▸ Set task
From the records, pick out and copy each line containing "this".

◆ ◆ ◆ ◆

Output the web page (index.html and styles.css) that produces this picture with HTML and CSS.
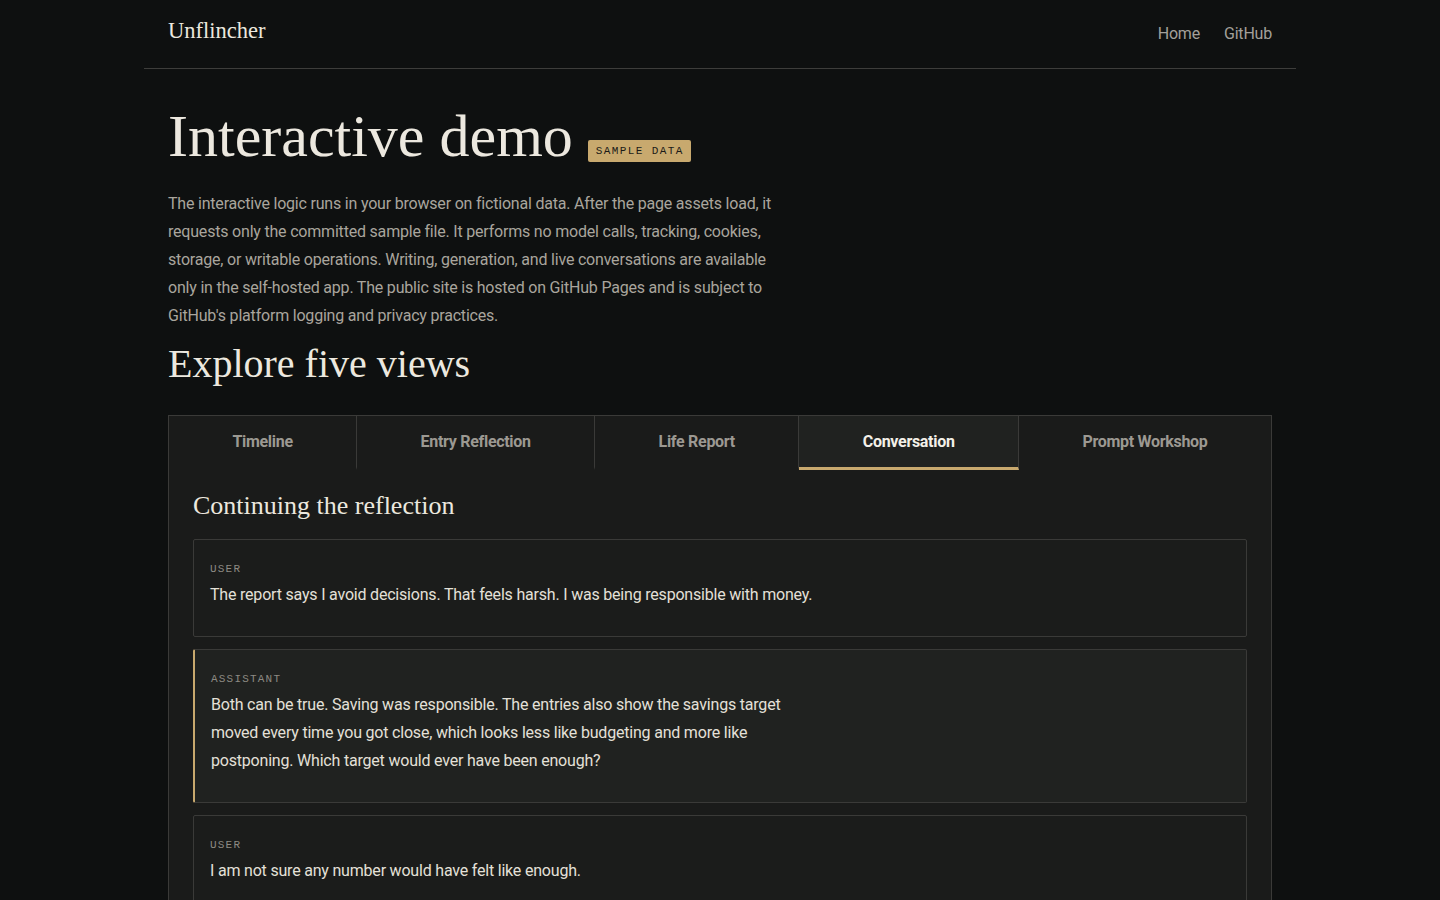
FILE: index.html
```html
<!DOCTYPE html>
<html lang="en">
<head>
  <meta charset="UTF-8">
  <meta name="viewport" content="width=device-width, initial-scale=1.0">
  <title>Interactive demo · Unflincher</title>
  <link rel="stylesheet" href="styles.css">
</head>
<body>
  <div class="container">
    <header class="site-header">
      <a class="brand" href="#">Unflincher</a>
      <nav class="nav">
        <a href="#">Home</a>
        <a href="#">GitHub</a>
      </nav>
    </header>

    <main class="main">
      <div class="title-row">
        <h1>Interactive demo</h1>
        <span class="badge">SAMPLE DATA</span>
      </div>
      <p class="intro">
        The interactive logic runs in your browser on fictional data. After the page assets load, it
        requests only the committed sample file. It performs no model calls, tracking, cookies,
        storage, or writable operations. Writing, generation, and live conversations are available
        only in the self-hosted app. The public site is hosted on GitHub Pages and is subject to
        GitHub's platform logging and privacy practices.
      </p>

      <h2>Explore five views</h2>

      <div class="demo">
        <div class="tabs">
          <button class="tab">Timeline</button>
          <button class="tab">Entry Reflection</button>
          <button class="tab">Life Report</button>
          <button class="tab active">Conversation</button>
          <button class="tab">Prompt Workshop</button>
        </div>

        <div class="panel">
          <h3>Continuing the reflection</h3>
          <div class="messages">
            <div class="message">
              <span class="role">USER</span>
              <p>The report says I avoid decisions. That feels harsh. I was being responsible with money.</p>
            </div>
            <div class="message assistant">
              <span class="role">ASSISTANT</span>
              <p>Both can be true. Saving was responsible. The entries also show the savings target moved every time you got close, which looks less like budgeting and more like postponing. Which target would ever have been enough?</p>
            </div>
            <div class="message">
              <span class="role">USER</span>
              <p>I am not sure any number would have felt like enough.</p>
            </div>
          </div>
        </div>
      </div>
    </main>
  </div>
</body>
</html>
```

FILE: styles.css
```css
* {
  margin: 0;
  padding: 0;
  box-sizing: border-box;
}

body {
  font-family: Roboto, 'Noto Sans', sans-serif;
  font-size: 16px;
  letter-spacing: -0.2px;
  background: #0e1010;
  color: #e6e2d9;
  min-height: 100vh;
}

a {
  color: inherit;
  text-decoration: none;
}

.container {
  max-width: 1152px;
  margin: 0 auto;
}

.site-header {
  display: flex;
  justify-content: space-between;
  align-items: flex-start;
  padding: 18px 24px 0;
  height: 69px;
  border-bottom: 1px solid #3d3d3b;
}

.brand {
  font-family: 'Liberation Serif', serif;
  font-size: 22.5px;
  letter-spacing: 0;
  color: #ece8df;
}

.nav {
  display: flex;
  gap: 24px;
  padding-top: 6px;
}

.nav a {
  color: #a3a09a;
  font-size: 16px;
}

.main {
  padding: 34px 24px 40px;
}

.title-row {
  display: flex;
  align-items: baseline;
  gap: 15px;
}

h1 {
  font-family: 'Liberation Serif', serif;
  font-size: 60px;
  font-weight: 400;
  line-height: 1.1;
  letter-spacing: 0;
  color: #ece8df;
}

.badge {
  font-family: 'Liberation Mono', monospace;
  font-size: 11px;
  letter-spacing: 1.4px;
  background: #c8a96e;
  color: #1a1a18;
  padding: 5px 7px 5px 8px;
  border-radius: 2px;
  position: relative;
  top: -2px;
}

.intro {
  max-width: 612px;
  margin: 21px 0 10px;
  line-height: 28px;
  color: #a9a59d;
}

h2 {
  font-family: 'Liberation Serif', serif;
  font-size: 40px;
  font-weight: 400;
  line-height: 48px;
  letter-spacing: 0;
  color: #ece8df;
  margin-bottom: 27px;
}

.demo {
  border: 1px solid #3a3a38;
  background: #1a1b1a;
}

.tabs {
  display: flex;
  border-bottom: 1px solid #3a3a38;
}

.tab {
  flex: 1 1 auto;
  font-family: inherit;
  font-size: 16px;
  font-weight: 700;
  letter-spacing: -0.3px;
  line-height: 20px;
  padding: 16px 16px 15px;
  background: #1a1b1a;
  color: #9c9992;
  border: none;
  border-right: 1px solid #3a3a38;
  border-bottom: 3px solid transparent;
  margin-bottom: -1px;
  cursor: pointer;
}

.tab:last-child {
  border-right: none;
}

.tab.active {
  background: #202220;
  color: #f3f0e8;
  border-bottom-color: #c8a96e;
}

.panel {
  padding: 20px 24px 24px;
}

h3 {
  font-family: 'Liberation Serif', serif;
  font-size: 26px;
  font-weight: 400;
  line-height: 32px;
  letter-spacing: 0;
  color: #ece8df;
  margin-bottom: 17px;
}

.messages {
  display: flex;
  flex-direction: column;
  gap: 12px;
}

.message {
  border: 1px solid #3a3a38;
  border-radius: 2px;
  background: #1b1c1b;
  padding: 21px 16px 11px;
}

.message.assistant {
  background: #202220;
  border-left: 2px solid #c8a96e;
}

.role {
  display: block;
  font-family: 'Liberation Mono', monospace;
  font-size: 11px;
  line-height: 16px;
  letter-spacing: 1.2px;
  color: #8d8a83;
  margin-bottom: 4px;
}

.message p {
  max-width: 610px;
  line-height: 28px;
  color: #e4e0d8;
  margin-bottom: 16px;
}
```
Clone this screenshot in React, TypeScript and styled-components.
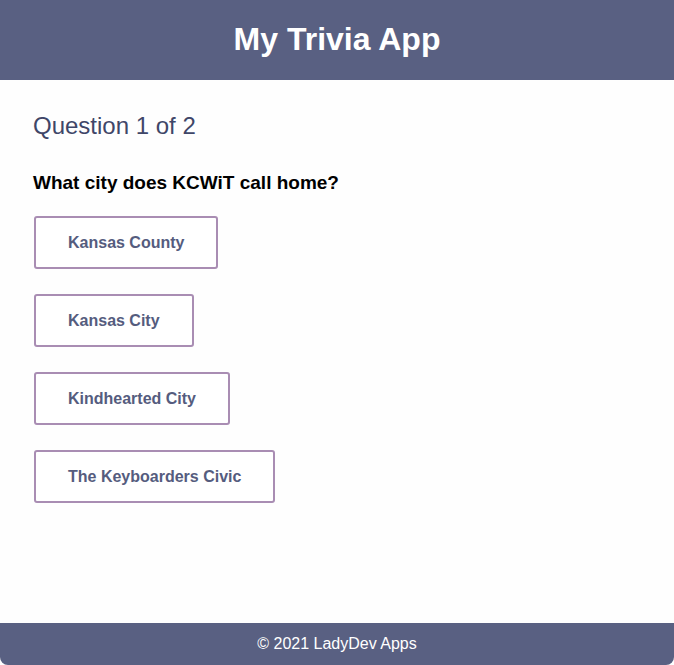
import React, { useState } from 'react';
import styled, { createGlobalStyle } from 'styled-components';

const GlobalStyle = createGlobalStyle`
  html, body {
    margin: 0;
    padding: 0;
    background: #fefefe;
  }
  body {
    font-family: "Liberation Sans", Arial, Helvetica, sans-serif;
  }
`;

const Page = styled.div`
  display: flex;
  flex-direction: column;
  min-height: 100vh;
  background: #fefefe;
`;

const Header = styled.header`
  height: 80px;
  background-color: #596082;
  display: flex;
  align-items: center;
  justify-content: center;
`;

const Title = styled.h1`
  margin: 0;
  color: #ffffff;
  font-size: 32px;
  font-weight: bold;
  line-height: 36px;
  padding-bottom: 2px;
`;

const Main = styled.main`
  flex: 1;
  padding: 32px 33px 0;
`;

const Counter = styled.h2`
  margin: 0;
  font-size: 24px;
  font-weight: normal;
  line-height: 28px;
  color: #3f4668;
`;

const QuestionText = styled.p`
  margin: 32px 0 22px;
  font-size: 19px;
  font-weight: bold;
  line-height: 22px;
  color: #000000;
`;

const Answers = styled.div`
  display: flex;
  flex-direction: column;
  align-items: flex-start;
  gap: 25px;
`;

const AnswerButton = styled.button<{ $picked: boolean }>`
  margin-left: 1px;
  padding: 16px 32px;
  font-family: "Liberation Sans", Arial, Helvetica, sans-serif;
  font-size: 16px;
  font-weight: bold;
  line-height: 17px;
  color: ${(p) => (p.$picked ? '#ffffff' : '#555c7e')};
  background-color: ${(p) => (p.$picked ? '#596082' : '#ffffff')};
  border: 2px solid #a98db3;
  border-radius: 3px;
  cursor: pointer;
`;

const Footer = styled.footer`
  height: 42px;
  background-color: #596082;
  display: flex;
  align-items: center;
  justify-content: center;
  color: #ffffff;
  font-size: 16px;
  border-radius: 0 0 8px 8px;
`;

const answers = ['Kansas County', 'Kansas City', 'Kindhearted City', 'The Keyboarders Civic'];

const App = () => {
    const [picked, setPicked] = useState<number | null>(null);

    return (
        <Page>
            <GlobalStyle />
            <Header>
                <Title>My Trivia App</Title>
            </Header>
            <Main>
                <Counter>Question 1 of 2</Counter>
                <QuestionText>What city does KCWiT call home?</QuestionText>
                <Answers>
                    {answers.map((a, i) => (
                        <AnswerButton key={a} $picked={picked === i} onClick={() => setPicked(i)}>
                            {a}
                        </AnswerButton>
                    ))}
                </Answers>
            </Main>
            <Footer>© 2021 LadyDev Apps</Footer>
        </Page>
    );
};

export default App;
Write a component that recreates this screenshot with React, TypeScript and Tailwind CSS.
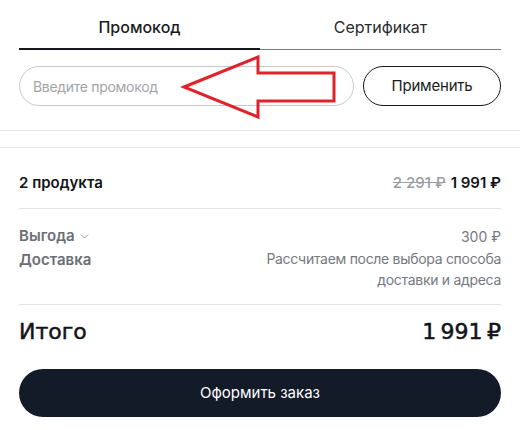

◆ ◆ ◆ ◆

▸ The answer
Output the web page (index.html and styles.css) that produces this picture with HTML and CSS.
Clone this screenshot in React, TypeScript and styled-components.
Write a component that recreates this screenshot with React, TypeScript and Tailwind CSS.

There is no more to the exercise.